§ What the task requires:
Copy each line of the entries beneath that contains the word "this".
-- BEGIN Material provided --
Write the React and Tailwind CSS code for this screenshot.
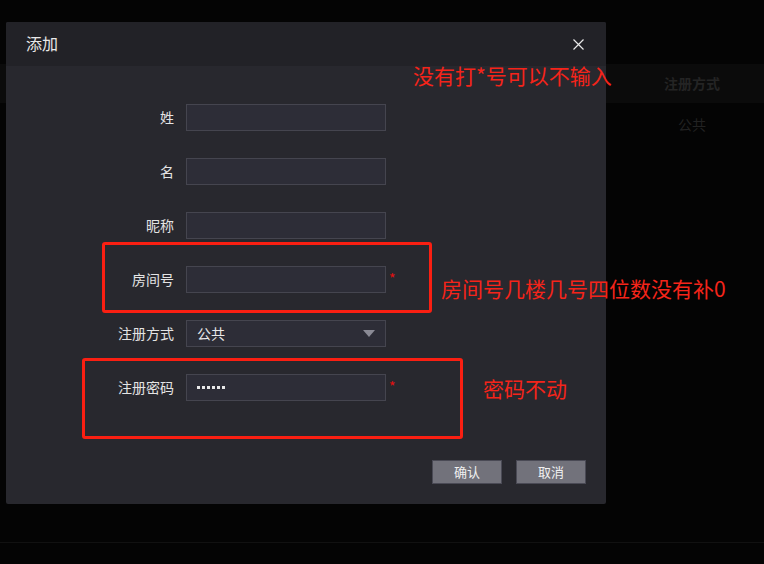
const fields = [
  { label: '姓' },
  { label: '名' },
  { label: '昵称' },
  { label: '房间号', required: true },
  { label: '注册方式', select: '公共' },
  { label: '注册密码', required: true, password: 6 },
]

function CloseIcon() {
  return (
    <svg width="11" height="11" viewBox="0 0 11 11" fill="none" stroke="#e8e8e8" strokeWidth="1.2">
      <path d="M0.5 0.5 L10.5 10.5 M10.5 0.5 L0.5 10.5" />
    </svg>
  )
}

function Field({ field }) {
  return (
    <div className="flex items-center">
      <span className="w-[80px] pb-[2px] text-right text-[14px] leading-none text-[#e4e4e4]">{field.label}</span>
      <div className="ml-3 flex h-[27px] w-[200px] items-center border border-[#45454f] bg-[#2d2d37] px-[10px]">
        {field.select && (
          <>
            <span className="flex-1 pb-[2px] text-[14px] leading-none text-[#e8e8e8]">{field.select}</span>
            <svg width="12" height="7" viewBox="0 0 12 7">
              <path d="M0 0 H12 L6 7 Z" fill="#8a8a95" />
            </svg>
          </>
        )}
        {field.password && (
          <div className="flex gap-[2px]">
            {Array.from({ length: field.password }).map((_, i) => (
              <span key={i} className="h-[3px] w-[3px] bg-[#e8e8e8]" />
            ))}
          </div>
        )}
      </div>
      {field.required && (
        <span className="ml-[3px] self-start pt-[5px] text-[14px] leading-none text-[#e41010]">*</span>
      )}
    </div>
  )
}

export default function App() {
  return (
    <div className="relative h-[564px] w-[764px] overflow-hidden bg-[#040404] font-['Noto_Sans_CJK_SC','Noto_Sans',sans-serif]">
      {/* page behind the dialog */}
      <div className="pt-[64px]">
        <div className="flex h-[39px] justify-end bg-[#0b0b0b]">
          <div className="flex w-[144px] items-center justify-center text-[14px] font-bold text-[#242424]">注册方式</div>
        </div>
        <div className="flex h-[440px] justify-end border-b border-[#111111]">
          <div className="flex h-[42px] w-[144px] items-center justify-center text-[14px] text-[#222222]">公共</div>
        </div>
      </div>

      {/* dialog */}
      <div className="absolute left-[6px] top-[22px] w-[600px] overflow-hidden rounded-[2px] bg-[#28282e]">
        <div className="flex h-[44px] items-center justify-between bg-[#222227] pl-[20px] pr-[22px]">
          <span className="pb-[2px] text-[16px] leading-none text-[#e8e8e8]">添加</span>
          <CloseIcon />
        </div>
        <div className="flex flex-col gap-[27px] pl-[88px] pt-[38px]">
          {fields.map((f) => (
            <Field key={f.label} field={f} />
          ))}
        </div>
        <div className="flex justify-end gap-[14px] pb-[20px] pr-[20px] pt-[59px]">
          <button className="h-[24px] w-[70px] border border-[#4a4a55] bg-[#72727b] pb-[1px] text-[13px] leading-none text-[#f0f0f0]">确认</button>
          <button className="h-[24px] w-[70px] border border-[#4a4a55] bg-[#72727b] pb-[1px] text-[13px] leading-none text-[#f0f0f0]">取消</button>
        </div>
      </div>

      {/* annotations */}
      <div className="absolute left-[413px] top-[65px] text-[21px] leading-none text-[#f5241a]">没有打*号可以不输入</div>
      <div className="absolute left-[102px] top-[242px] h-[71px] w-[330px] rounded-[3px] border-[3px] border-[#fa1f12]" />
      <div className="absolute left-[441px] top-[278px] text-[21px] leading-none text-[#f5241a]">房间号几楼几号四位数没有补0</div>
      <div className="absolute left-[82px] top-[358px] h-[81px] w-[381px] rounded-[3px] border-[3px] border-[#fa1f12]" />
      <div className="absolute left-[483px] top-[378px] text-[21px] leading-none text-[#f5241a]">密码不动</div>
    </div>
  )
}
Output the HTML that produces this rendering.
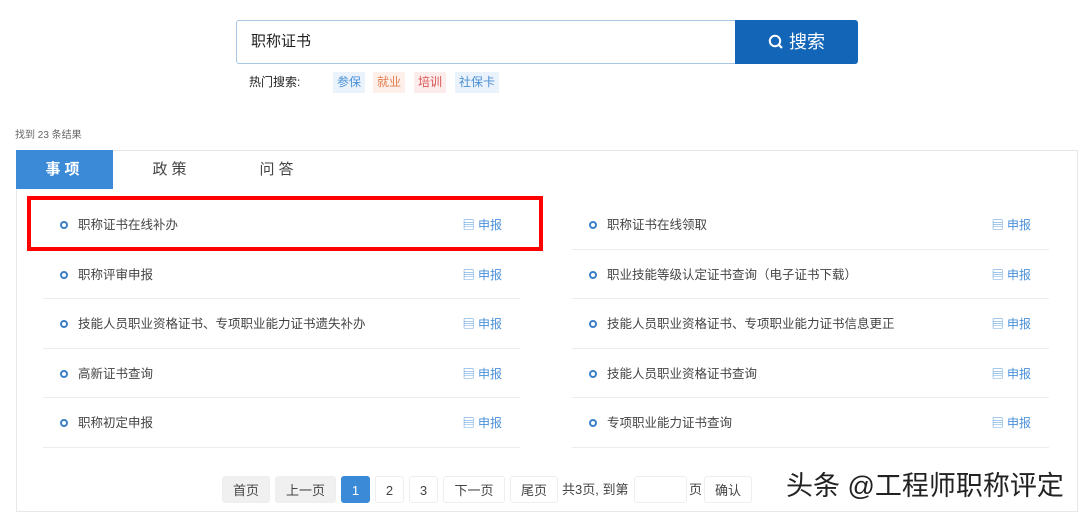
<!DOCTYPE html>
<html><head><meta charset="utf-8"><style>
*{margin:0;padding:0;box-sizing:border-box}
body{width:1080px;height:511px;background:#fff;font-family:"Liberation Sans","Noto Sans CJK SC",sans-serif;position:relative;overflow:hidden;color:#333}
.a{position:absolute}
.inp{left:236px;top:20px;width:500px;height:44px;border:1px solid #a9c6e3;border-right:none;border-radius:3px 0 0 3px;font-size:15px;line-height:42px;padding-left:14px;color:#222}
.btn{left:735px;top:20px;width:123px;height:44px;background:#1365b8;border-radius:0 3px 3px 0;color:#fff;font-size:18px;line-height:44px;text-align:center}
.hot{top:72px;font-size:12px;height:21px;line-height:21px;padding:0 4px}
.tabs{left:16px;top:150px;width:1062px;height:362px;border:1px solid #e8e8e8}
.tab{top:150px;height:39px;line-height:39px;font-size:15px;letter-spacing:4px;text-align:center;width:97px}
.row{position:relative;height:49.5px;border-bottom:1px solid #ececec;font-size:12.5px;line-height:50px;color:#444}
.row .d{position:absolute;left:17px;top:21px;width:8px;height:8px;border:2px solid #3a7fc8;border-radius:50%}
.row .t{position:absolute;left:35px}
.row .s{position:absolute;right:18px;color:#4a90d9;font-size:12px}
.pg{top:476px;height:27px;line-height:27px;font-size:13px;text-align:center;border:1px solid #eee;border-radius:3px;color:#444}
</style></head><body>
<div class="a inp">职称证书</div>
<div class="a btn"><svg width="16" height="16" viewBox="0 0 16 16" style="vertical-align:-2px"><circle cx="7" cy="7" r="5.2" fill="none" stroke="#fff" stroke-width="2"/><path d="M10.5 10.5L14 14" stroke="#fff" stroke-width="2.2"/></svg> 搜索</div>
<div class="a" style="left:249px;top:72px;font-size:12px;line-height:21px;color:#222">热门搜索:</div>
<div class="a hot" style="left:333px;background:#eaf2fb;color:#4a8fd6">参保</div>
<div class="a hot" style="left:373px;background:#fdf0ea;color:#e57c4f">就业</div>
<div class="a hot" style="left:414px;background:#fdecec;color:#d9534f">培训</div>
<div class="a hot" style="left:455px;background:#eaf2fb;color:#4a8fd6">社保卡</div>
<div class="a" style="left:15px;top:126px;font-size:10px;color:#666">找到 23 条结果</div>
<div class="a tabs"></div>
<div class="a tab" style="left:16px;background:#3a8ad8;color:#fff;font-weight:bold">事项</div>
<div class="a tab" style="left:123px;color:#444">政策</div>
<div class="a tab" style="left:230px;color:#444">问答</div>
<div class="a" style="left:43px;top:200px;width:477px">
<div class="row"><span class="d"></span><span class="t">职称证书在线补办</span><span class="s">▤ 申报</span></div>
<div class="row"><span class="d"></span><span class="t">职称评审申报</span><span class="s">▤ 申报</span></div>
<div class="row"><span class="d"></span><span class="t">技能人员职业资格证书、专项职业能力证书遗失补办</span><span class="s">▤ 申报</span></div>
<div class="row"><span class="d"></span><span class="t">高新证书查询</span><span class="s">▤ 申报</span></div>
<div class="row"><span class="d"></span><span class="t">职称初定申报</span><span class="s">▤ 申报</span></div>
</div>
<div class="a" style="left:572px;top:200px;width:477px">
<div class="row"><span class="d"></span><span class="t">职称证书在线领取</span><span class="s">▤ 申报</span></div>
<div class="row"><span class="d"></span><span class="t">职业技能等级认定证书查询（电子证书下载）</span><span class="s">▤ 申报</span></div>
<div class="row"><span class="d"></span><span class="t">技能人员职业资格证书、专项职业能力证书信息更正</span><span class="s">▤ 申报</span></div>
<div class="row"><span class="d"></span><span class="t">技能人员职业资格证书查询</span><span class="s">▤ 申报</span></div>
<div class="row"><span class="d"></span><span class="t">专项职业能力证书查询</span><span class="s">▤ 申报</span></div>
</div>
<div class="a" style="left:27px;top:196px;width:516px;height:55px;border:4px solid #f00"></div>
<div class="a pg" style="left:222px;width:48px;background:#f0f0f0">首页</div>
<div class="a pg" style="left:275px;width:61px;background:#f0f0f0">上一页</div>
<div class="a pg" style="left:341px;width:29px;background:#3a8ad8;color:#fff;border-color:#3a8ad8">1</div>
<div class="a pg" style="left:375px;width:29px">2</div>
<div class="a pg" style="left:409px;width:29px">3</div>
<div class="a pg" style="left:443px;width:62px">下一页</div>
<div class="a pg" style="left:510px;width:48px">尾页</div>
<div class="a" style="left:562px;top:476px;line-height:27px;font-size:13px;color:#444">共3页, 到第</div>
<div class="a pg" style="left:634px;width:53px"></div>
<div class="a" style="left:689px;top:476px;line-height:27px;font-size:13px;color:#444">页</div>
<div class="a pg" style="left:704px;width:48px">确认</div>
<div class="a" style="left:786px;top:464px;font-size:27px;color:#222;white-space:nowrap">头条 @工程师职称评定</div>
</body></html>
-- END Material provided --
§ Expected answer:
Write the React and Tailwind CSS code for this screenshot.
Output the HTML that produces this rendering.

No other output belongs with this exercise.